- **Work to do**: Quote word for word the lines below, beginning with the first and ending with the one that has "const active = ref('home')". Drop the pictures.

- **Information provided**:
========

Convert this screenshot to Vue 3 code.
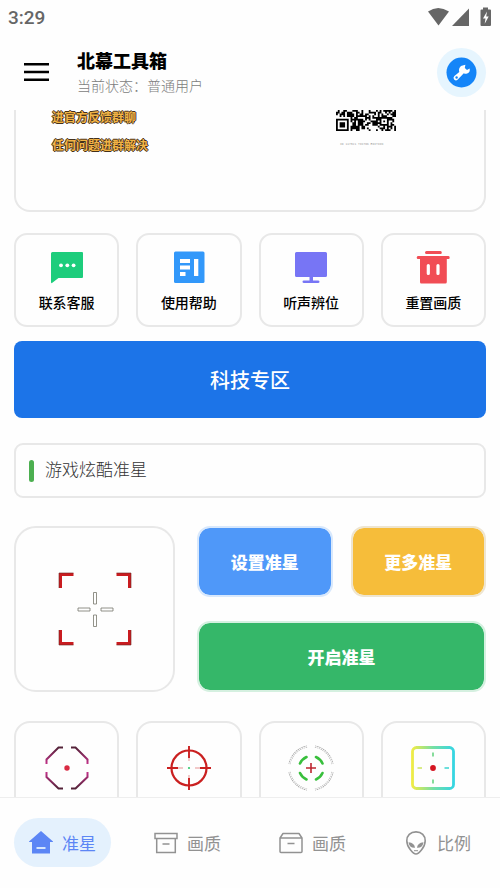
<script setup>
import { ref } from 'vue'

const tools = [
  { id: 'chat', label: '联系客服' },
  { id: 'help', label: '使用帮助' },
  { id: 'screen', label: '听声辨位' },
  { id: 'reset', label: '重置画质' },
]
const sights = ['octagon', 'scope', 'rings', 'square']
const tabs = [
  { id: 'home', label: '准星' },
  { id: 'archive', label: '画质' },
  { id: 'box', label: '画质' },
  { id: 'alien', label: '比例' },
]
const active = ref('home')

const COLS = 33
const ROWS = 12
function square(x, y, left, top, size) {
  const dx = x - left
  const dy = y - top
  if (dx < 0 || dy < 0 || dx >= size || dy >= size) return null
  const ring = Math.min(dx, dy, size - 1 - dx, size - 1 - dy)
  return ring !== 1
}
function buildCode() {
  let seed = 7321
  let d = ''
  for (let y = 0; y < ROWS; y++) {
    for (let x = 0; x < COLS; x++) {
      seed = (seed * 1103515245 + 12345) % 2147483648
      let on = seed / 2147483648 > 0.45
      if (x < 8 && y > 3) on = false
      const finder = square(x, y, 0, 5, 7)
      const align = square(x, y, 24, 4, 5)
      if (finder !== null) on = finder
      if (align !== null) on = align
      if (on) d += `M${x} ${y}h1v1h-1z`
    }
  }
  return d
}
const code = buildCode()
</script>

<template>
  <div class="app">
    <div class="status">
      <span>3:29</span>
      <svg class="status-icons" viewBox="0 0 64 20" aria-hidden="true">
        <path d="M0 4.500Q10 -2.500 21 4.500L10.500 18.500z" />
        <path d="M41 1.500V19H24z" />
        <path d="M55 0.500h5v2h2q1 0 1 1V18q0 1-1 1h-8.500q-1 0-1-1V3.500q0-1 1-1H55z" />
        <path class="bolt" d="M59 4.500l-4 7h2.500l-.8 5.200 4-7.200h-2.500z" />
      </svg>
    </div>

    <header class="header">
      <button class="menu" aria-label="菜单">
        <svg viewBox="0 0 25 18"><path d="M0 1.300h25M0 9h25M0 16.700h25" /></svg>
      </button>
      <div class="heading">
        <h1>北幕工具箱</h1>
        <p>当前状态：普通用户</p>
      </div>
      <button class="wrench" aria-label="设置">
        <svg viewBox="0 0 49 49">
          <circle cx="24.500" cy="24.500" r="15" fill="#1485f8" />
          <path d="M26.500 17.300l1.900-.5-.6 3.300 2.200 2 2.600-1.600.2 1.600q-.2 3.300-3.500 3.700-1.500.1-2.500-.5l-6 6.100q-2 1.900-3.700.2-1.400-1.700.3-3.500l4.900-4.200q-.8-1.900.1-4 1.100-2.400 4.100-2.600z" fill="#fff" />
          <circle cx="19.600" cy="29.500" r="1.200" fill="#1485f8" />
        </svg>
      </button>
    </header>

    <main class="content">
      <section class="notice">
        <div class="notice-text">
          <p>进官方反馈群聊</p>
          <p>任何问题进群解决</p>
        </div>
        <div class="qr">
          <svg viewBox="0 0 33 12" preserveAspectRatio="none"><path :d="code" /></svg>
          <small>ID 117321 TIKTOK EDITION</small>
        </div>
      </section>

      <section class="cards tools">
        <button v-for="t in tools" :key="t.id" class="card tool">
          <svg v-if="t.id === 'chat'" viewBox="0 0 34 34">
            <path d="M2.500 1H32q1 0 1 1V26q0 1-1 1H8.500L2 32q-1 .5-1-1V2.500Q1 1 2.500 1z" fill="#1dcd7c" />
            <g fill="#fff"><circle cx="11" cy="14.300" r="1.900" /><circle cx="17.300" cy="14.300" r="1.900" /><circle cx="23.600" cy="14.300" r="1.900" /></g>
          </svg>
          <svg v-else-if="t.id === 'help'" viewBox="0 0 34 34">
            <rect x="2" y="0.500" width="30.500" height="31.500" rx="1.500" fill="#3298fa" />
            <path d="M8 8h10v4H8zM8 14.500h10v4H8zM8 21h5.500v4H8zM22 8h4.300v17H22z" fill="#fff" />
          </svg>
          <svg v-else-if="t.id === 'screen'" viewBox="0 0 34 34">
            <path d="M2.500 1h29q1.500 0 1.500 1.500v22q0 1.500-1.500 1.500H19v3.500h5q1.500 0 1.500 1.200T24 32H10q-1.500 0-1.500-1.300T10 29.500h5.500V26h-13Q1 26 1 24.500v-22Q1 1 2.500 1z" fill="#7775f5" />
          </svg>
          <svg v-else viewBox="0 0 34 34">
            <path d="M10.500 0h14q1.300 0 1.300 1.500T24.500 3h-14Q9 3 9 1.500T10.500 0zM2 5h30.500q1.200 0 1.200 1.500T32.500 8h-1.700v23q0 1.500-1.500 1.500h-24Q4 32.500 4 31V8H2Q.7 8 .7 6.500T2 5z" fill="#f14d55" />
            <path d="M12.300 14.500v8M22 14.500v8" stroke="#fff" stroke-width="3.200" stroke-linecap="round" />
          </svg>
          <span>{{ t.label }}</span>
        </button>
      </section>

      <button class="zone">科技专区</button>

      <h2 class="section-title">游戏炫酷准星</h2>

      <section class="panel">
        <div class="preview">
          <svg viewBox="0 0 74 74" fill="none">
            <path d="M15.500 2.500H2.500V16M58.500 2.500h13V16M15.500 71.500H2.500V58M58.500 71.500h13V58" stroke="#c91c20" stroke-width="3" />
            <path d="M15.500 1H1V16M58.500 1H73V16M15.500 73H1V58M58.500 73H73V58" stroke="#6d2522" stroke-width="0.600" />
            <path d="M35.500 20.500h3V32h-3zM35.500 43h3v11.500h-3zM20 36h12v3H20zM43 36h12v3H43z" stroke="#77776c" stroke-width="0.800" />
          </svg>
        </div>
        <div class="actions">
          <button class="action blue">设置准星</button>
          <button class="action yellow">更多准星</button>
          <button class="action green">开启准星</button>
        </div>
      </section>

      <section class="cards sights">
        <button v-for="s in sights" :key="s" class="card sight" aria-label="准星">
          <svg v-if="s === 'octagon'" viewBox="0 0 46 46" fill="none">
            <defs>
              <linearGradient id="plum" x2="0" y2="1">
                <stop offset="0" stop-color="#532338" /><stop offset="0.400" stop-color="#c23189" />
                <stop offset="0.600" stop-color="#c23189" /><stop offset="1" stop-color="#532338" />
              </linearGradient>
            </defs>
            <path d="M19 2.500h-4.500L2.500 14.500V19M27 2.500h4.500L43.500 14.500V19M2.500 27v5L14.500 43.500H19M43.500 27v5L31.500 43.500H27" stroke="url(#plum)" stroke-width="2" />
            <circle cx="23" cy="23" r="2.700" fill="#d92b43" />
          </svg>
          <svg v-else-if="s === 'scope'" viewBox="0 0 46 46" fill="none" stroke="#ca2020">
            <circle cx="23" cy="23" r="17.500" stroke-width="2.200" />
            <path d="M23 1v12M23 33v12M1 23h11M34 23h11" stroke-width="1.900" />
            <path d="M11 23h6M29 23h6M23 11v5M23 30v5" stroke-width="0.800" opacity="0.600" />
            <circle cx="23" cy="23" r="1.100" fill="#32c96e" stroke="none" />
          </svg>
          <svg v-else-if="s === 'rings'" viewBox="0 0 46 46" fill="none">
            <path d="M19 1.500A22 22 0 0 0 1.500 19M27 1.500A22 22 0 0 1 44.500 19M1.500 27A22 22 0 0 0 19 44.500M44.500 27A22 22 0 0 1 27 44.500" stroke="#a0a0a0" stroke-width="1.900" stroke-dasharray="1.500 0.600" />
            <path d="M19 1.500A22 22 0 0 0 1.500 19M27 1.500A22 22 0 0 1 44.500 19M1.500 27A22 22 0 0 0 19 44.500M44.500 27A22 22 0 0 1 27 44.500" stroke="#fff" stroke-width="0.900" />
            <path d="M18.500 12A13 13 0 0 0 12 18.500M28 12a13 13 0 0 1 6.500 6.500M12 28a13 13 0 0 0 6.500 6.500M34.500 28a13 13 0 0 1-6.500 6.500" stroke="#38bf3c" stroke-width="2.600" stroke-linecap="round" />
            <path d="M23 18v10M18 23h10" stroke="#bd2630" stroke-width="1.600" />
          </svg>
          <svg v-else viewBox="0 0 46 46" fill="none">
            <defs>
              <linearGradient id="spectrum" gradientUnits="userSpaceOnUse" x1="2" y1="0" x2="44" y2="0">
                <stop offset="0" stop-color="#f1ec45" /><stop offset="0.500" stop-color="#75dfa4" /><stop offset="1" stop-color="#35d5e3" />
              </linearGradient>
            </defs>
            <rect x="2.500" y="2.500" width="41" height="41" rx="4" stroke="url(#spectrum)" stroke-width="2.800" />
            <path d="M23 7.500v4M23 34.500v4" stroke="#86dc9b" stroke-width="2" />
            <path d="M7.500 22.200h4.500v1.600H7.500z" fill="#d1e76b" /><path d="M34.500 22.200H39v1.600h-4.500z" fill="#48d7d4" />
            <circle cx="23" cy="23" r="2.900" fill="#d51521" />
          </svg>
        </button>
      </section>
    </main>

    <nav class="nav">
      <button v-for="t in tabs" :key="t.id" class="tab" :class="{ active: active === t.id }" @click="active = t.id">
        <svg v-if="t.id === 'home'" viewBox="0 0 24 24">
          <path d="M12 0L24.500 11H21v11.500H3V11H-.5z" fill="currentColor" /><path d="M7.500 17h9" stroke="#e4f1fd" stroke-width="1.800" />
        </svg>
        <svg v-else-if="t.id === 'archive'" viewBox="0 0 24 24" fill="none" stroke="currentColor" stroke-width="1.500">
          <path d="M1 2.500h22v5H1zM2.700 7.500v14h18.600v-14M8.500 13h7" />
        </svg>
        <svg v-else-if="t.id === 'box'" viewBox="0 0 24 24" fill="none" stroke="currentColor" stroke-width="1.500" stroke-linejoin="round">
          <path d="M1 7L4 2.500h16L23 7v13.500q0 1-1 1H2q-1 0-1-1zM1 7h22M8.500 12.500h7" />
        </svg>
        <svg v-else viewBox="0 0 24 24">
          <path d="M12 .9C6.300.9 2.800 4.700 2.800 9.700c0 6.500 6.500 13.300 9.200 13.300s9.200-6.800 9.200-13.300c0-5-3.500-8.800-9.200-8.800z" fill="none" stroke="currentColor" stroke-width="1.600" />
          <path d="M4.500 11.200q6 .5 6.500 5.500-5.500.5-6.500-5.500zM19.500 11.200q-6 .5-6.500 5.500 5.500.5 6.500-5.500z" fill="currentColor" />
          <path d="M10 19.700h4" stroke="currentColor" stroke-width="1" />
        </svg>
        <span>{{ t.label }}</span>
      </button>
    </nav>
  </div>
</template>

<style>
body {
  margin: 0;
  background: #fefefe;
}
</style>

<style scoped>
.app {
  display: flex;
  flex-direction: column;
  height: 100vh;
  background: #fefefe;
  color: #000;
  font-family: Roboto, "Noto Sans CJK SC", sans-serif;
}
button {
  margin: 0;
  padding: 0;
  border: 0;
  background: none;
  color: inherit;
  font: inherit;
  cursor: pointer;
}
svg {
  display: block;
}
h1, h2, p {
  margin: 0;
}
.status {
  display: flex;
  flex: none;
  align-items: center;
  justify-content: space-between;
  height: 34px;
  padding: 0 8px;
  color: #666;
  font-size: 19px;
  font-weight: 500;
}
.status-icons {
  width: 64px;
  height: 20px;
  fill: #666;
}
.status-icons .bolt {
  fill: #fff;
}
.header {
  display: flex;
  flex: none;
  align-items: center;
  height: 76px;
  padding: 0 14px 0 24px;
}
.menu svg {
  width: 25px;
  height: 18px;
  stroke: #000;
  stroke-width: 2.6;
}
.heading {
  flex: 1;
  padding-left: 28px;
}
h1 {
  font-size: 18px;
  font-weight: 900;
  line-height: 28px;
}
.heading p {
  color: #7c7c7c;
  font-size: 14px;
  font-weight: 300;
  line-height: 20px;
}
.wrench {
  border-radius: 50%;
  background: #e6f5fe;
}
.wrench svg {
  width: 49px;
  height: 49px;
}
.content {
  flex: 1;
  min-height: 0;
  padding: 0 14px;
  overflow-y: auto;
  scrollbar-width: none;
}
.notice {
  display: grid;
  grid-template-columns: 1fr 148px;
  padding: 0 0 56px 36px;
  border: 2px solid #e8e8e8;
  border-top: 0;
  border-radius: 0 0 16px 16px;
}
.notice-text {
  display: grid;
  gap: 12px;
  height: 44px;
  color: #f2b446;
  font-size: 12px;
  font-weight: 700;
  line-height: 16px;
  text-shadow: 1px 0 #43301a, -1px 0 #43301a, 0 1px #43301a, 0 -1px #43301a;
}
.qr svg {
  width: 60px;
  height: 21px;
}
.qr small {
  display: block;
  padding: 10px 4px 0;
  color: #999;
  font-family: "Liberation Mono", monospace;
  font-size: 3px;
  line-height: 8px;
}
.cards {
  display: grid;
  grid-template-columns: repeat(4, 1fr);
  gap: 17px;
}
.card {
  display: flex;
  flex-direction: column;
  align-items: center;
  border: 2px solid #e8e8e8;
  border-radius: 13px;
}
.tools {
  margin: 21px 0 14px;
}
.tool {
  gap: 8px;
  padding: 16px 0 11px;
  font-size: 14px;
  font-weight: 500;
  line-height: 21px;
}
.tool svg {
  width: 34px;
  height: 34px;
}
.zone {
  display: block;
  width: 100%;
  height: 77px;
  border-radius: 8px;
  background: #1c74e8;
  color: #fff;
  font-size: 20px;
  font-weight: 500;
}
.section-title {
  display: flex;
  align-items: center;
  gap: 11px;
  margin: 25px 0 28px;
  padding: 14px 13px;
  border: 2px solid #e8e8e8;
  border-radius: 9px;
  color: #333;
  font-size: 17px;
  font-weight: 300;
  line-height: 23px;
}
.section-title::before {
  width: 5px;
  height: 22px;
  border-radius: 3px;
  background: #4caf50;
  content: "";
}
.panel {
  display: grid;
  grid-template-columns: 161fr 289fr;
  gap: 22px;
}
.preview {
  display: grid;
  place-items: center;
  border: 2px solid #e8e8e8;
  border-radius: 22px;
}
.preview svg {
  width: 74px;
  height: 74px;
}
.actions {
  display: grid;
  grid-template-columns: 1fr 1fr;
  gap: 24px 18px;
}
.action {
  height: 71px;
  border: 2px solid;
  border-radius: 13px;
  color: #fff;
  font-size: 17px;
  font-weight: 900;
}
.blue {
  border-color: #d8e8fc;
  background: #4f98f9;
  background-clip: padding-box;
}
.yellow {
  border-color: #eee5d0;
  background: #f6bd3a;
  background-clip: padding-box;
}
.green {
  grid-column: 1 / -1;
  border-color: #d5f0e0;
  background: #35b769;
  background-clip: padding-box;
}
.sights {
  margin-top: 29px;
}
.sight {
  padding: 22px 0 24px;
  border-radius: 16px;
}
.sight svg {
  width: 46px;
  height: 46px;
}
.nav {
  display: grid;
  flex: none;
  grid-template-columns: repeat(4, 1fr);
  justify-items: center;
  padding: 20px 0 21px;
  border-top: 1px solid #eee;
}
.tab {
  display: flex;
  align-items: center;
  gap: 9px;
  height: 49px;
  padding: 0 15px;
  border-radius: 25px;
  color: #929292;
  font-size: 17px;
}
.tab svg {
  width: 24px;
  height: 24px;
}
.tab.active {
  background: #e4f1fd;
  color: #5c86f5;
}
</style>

========

- **Task solution**:
Convert this screenshot to Vue 3 code.
<script setup>
import { ref } from 'vue'

const tools = [
  { id: 'chat', label: '联系客服' },
  { id: 'help', label: '使用帮助' },
  { id: 'screen', label: '听声辨位' },
  { id: 'reset', label: '重置画质' },
]
const sights = ['octagon', 'scope', 'rings', 'square']
const tabs = [
  { id: 'home', label: '准星' },
  { id: 'archive', label: '画质' },
  { id: 'box', label: '画质' },
  { id: 'alien', label: '比例' },
]
const active = ref('home')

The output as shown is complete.